For instance when I started to trace the tree of my grandson born in Vermont I was stunned at the similarity of their BMD recordkeeping to what I am accustomed to finding in England and Scotland. Other states are hit-and-miss. Not so in New England. The families may have tentacles in Vermont, New Hampshire, Maine, Massachusetts, Connecticut, Rhode Island but no matter because they all have the same meticulous records. Everything is documented to the hilt and I sometimes feel a bit as if I'm shooting fish in a barrel. It's not too many generations before I run into the immigrant generation who, like as not, arrived from... your part of the world!
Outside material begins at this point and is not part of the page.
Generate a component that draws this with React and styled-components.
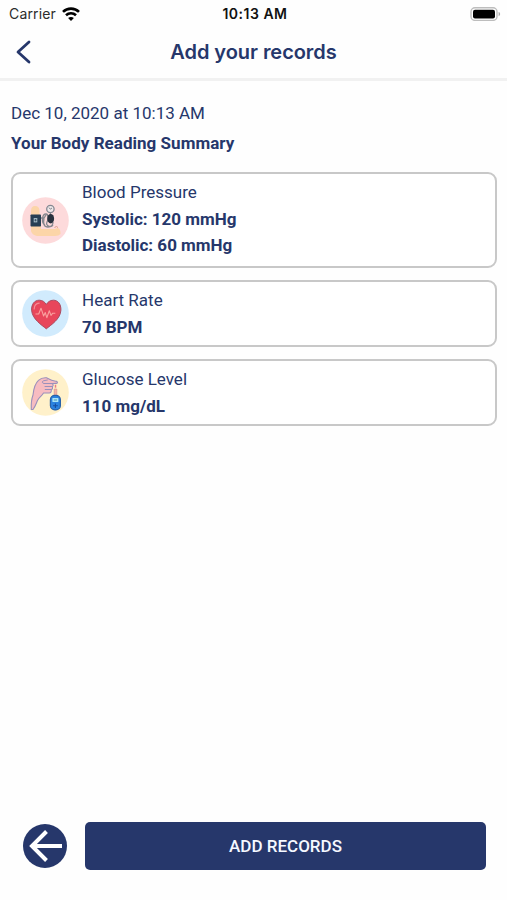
import React from "react";
import styled, { createGlobalStyle } from "styled-components";

const GlobalStyle = createGlobalStyle`
  * {
    box-sizing: border-box;
  }
  body {
    margin: 0;
    background: #fefefe;
    color: #26376b;
    font-family: Roboto, sans-serif;
  }
`;

const Screen = styled.div`
  display: flex;
  flex-direction: column;
  height: 900px;
  width: 507px;
  overflow: hidden;
`;

const StatusBar = styled.div`
  display: grid;
  grid-template-columns: 1fr auto 1fr;
  align-items: center;
  height: 27px;
  padding: 0 6px 0 9px;
  color: #111;
  font-family: Inter, sans-serif;
`;

const Carrier = styled.div`
  display: flex;
  align-items: center;
  gap: 6px;
  font-size: 14px;
  letter-spacing: 0.15px;
  color: #2c2c2c;
`;

const Clock = styled.div`
  font-size: 14px;
  font-weight: 600;
  letter-spacing: 0.5px;
`;

const StyledBattery = styled.svg`
  justify-self: end;
  display: block;
`;

const Header = styled.header`
  display: grid;
  grid-template-columns: 48px 1fr 48px;
  align-items: center;
  height: 54px;
  padding-bottom: 2px;
  border-bottom: 3px solid #f1f1f1;
`;

const BackLink = styled.a`
  display: flex;
  padding-left: 15px;
  cursor: pointer;
`;

const Title = styled.h1`
  margin: 0;
  font-family: Inter, sans-serif;
  font-size: 20px;
  font-weight: 600;
  letter-spacing: -0.05px;
  text-align: center;
`;

const Content = styled.main`
  flex: 1;
  padding: 17px 10px 0 11px;
`;

const DateText = styled.p`
  margin: 0;
  font-size: 17px;
  line-height: 30px;
`;

const Subtitle = styled.h2`
  margin: 0 0 14px;
  font-size: 17px;
  font-weight: 700;
  letter-spacing: 0.03px;
  line-height: 30px;
`;

const Card = styled.section`
  display: flex;
  align-items: center;
  gap: 13px;
  height: ${(props) => (props.$tall ? "96px" : "67px")};
  margin-bottom: 12px;
  padding: 5px 9px;
  border: 2px solid #c8c8c8;
  border-radius: 9px;
  background: white;
`;

const Reading = styled.div`
  align-self: flex-start;
`;

const Label = styled.p`
  margin: 0;
  font-size: 17px;
  line-height: 26.5px;
`;

const Value = styled.p`
  margin: 0;
  font-size: 17px;
  font-weight: 700;
  line-height: 26.5px;
`;

const CardIcon = styled.svg`
  display: block;
  width: 47px;
  height: 47px;
  flex-shrink: 0;
`;

const Footer = styled.footer`
  display: flex;
  align-items: center;
  gap: 18px;
  padding: 0 21px 30px 23px;
`;

const RoundButton = styled.button`
  display: flex;
  align-items: center;
  justify-content: center;
  width: 44px;
  height: 44px;
  padding: 0;
  border: 0;
  border-radius: 50%;
  background: #26376b;
  cursor: pointer;
`;

const AddButton = styled.button`
  flex: 1;
  height: 48px;
  padding: 0;
  border: 0;
  border-radius: 5px;
  background: #26376b;
  color: #f5f8ff;
  font-family: Roboto, sans-serif;
  font-size: 17px;
  font-weight: 500;
  cursor: pointer;
`;

const WifiIcon = () => (
  <svg width="18" height="14" viewBox="0 0 18 14" fill="none" stroke="#000" strokeWidth="2.6">
    <path d="M1 4.9C5.4 .5 12.6 .5 17 4.9" />
    <path d="M4 8.3c2.8-2.7 7.2-2.7 10 0" />
    <path d="M9 13.9 6.1 11c1.7-1.5 4.1-1.5 5.8 0Z" fill="#000" stroke="none" />
  </svg>
);

const BatteryIcon = () => (
  <StyledBattery width="31" height="14" viewBox="0 0 31 14">
    <rect x="1" y="0.8" width="26" height="12.6" rx="4" fill="#fff" stroke="#bdbdbd" strokeWidth="1.4" />
    <rect x="3" y="2.8" width="22" height="8.6" rx="2" fill="#000" />
    <path d="M28.6 5v4.2c2-.7 2-3.5 0-4.2Z" fill="#a9a9a9" />
  </StyledBattery>
);

const BloodPressureIcon = () => (
  <CardIcon viewBox="0 0 47 47" fill="none">
    <circle cx="23.5" cy="23.5" r="23.3" fill="#fddadb" />
    <path d="M9 18V14q0-5 4-5 4.5 0 4.5 5v4ZM9 29h10v3h14c3.5-3 6 1 5.5 5Q37 39 33 39H15q-5-1-6-5Z" fill="#fcd5a8" />
    <path d="M19 21h3l2-3M23 28c-4-2-3-11 1-11 3 0 2 7 1 8-2 4 4 6 6 3M22 21c-1 6 0 9 4 9s5-3 5-5" stroke="#85868d" strokeWidth="1.3" />
    <rect x="8.5" y="17.5" width="10.5" height="12" rx=".8" fill="#263f53" />
    <rect x="11.7" y="21" width="3.6" height="4.4" fill="#9bb3bd" />
    <path d="M13.5 22v2.4M12.3 23.2h2.4" stroke="#263f53" strokeWidth=".7" />
    <circle cx="28.4" cy="12" r="3.7" fill="#eee7e8" stroke="#858891" strokeWidth="1.3" />
    <path d="m27 10.6 1.5 1.6 1.4-1.2M28.4 15.8v2" stroke="#777b83" />
    <ellipse cx="28.7" cy="21.7" rx="3.4" ry="4.8" fill="#29323e" />
    <path d="M32.5 30.5q2-2 3.5 0" stroke="#df9b87" />
  </CardIcon>
);

const HeartIcon = () => (
  <CardIcon viewBox="0 0 47 47" fill="none">
    <circle cx="23.5" cy="23.5" r="23.3" fill="#d1ebfd" />
    <path
      d="M24.3 38.8C20 35.2 10.2 29.2 9.6 20.2 9.4 14 12.6 10.2 17.2 10.2c3.5 0 5.7 1.9 7.1 4.3 1.4-2.4 3.7-4.3 7.1-4.3 4.6 0 7.7 3.8 7.5 10-.4 9-10.3 15-14.6 18.6Z"
      fill="#e8465b"
      stroke="#a94c61"
      strokeWidth="1"
    />
    <path d="M12.2 19c.1-3.7 2-5.8 5-5.9" stroke="#f58a94" strokeWidth="1.2" strokeLinecap="round" />
    <path
      d="M13.5 24h3.2l2.3-5.8 2.6 7.8 1.7-3.4 1.5 5.1 2.5-7 1.7 4.7 1.7-2.2h2.6"
      stroke="#f9a09f"
      strokeWidth="1.1"
      strokeLinejoin="round"
    />
  </CardIcon>
);

const GlucoseIcon = () => (
  <CardIcon viewBox="0 0 47 47" fill="none">
    <circle cx="23.5" cy="23.5" r="23.3" fill="#fff1ca" />
    <path
      d="M9.3 40.5C9 34 9.5 30 11 26c.5-5 1.3-11 5.5-14.7 2-1.9 5.5-2.7 8-2.5l3 1.5c2.4 1.4 4.8 1.5 7.2 2.1 1.3.5.8 2-.5 2l-4.2.1c1.5.8 1.6 2.5.2 3 .8 1.5.3 2.7-1 3 .4 2-.3 3.3-2 3.5h-5.7c-1.5 3-4.5 4-6 7.5-1.3 3-2.2 6-4.5 9Z"
      fill="#f7bcc1"
      stroke="#9a90bb"
      strokeWidth="1.1"
      strokeLinejoin="round"
    />
    <path d="M30 14.5h-8c-1.8-.2-2.3-2-.6-2.7l4-.8M30.2 17.5H23M29.2 20.5h-6" stroke="#9a90bb" strokeWidth="1" strokeLinecap="round" />
    <path d="M33.5 15.7v3" stroke="#ee7c83" strokeWidth="1.5" />
    <path d="M32.2 20h2.6v7h-2.6Z" fill="#f4b5a5" stroke="#d58c8c" strokeWidth=".6" />
    <rect x="28.4" y="26.3" width="10" height="14.6" rx="4.4" fill="#2b82df" stroke="#2862a9" strokeWidth="1.2" />
    <rect x="30.4" y="29" width="6" height="4.1" rx=".6" fill="#a9e4f5" />
    <path d="M31.8 31h3.2" stroke="#387ca7" strokeWidth=".8" />
    <path d="M33.4 34.5v4.5M31 36.8h4.8" stroke="#174d9e" strokeWidth="1.1" />
  </CardIcon>
);

const readings = [
  { label: "Blood Pressure", values: ["Systolic: 120 mmHg", "Diastolic: 60 mmHg"], icon: <BloodPressureIcon /> },
  { label: "Heart Rate", values: ["70 BPM"], icon: <HeartIcon /> },
  { label: "Glucose Level", values: ["110 mg/dL"], icon: <GlucoseIcon /> },
];

const App = function () {
  return (
    <Screen>
      <GlobalStyle />
      <StatusBar>
        <Carrier>
          Carrier <WifiIcon />
        </Carrier>
        <Clock>10:13 AM</Clock>
        <BatteryIcon />
      </StatusBar>
      <Header>
        <BackLink aria-label="Back">
          <svg width="17" height="24" viewBox="0 0 17 24" fill="none">
            <path d="M14 2 3 12l11 10" stroke="#26376b" strokeWidth="2.8" strokeLinecap="round" strokeLinejoin="round" />
          </svg>
        </BackLink>
        <Title>Add your records</Title>
      </Header>
      <Content>
        <DateText>Dec 10, 2020 at 10:13 AM</DateText>
        <Subtitle>Your Body Reading Summary</Subtitle>
        {readings.map((reading) => (
          <Card key={reading.label} $tall={reading.values.length > 1}>
            {reading.icon}
            <Reading>
              <Label>{reading.label}</Label>
              {reading.values.map((value) => (
                <Value key={value}>{value}</Value>
              ))}
            </Reading>
          </Card>
        ))}
      </Content>
      <Footer>
        <RoundButton aria-label="Previous">
          <svg width="44" height="44" viewBox="0 0 44 44" fill="none" stroke="#fff" strokeWidth="4">
            <path d="M39 22H9M23.5 7.5 9 22l14.5 14.5" />
          </svg>
        </RoundButton>
        <AddButton>ADD RECORDS</AddButton>
      </Footer>
    </Screen>
  );
};

export default App;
And then I'm off and running again in a new set of BMDs.

I think perhaps whoever spoke of "huge New England family trees" was a frustrated researcher tearing their hair to find the slightest elusive reference to their forebears in the Midwest, the South, the shifting ex-slave communities, the great Wild West, the mountains or the desert, where a documented family tree resembles more closely a cotton bush or a stunted sagebrush. I would be far more inclined to interpret the expression "huge New England family trees" as a bitterly envious wail.

Terri
21-08-17, 21:00
lol Brilliant Janet. But don't knock it, I'm sure we in Old England would love a spot of "documented to the hilt". I'd be happy with legible parish records with both parents named on a baptism. That would be good!